Permanent Site-Specific Light Sculpture Installation

The Bayer Landmark Building

TERRARIUM  |  New York, NY  2005



Media: acrylic, convex lens, LEDs, custom lighting sequence, electrical hardware.
Dimensions: 6 ft x 19 ft  x 7  ft

ARTIST STATEMENT (English / Espanol)

Terrarium is a permanent, site-specific, public art project located in The Bayer Building on 54 N. Moore St., in Tribeca, New York City. The function of this 110 year-old building has changed over time, from a storage site, to a grocery, to a dye firm, to a drug company. Today it houses residential and commercial lofts. I want to create a piece that reflects the evolution of Tribeca, a neighborhood constantly in flux.

The term “terrarium” refers to a glass enclosure used for sustaining plant and animal life in an unnatural atmosphere – most often indoors. Although intending to reproduce a natural environment, these terrariums are a far cry from the fields and forests of the countryside. Instead, they are isolated, veritably existing in an artificial world of in-betweens.

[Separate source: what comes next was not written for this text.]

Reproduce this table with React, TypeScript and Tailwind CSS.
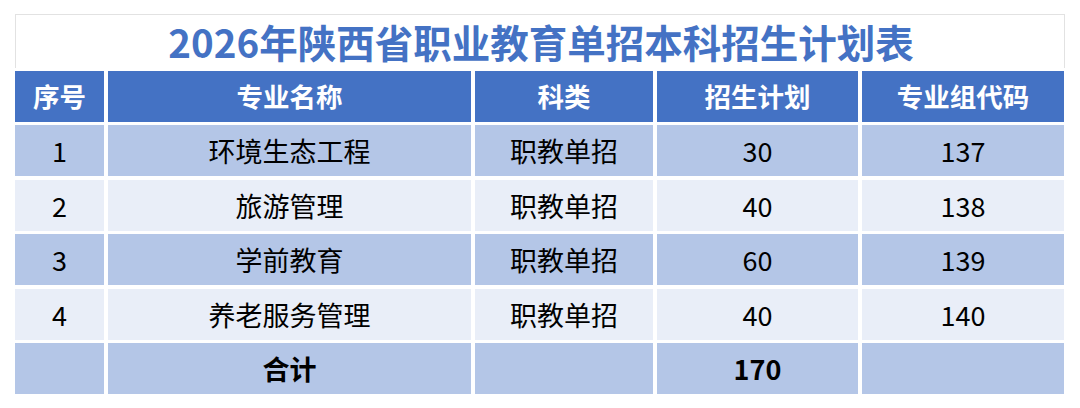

Terrarium is an installation intended to provide lighting to the lobby of a landmark building. From dusk to dawn, shifting patterns of light radiate from an assortment of acrylic bubbles mounted on the walls. The work is an organic space within the city and a simultaneous extension of the urban surroundings. The spherical shapes and colors evoke an almost amphibian quality, yet displayed within these bubbles are photographs showing us the past and present life of the building. The piece represents a middle ground between private and public; a compromise between the tranquility of the indoors and the din of the hectic city.

This work of art is meant to inspire reflection. The contradictions embodied therein evoke a feeling of elements taken out of context, rearranged, and reconstructed to form something entirely new. To passers-by on the street, it is an alteration of a familiar landscape, a moment to re-imagine their daily world.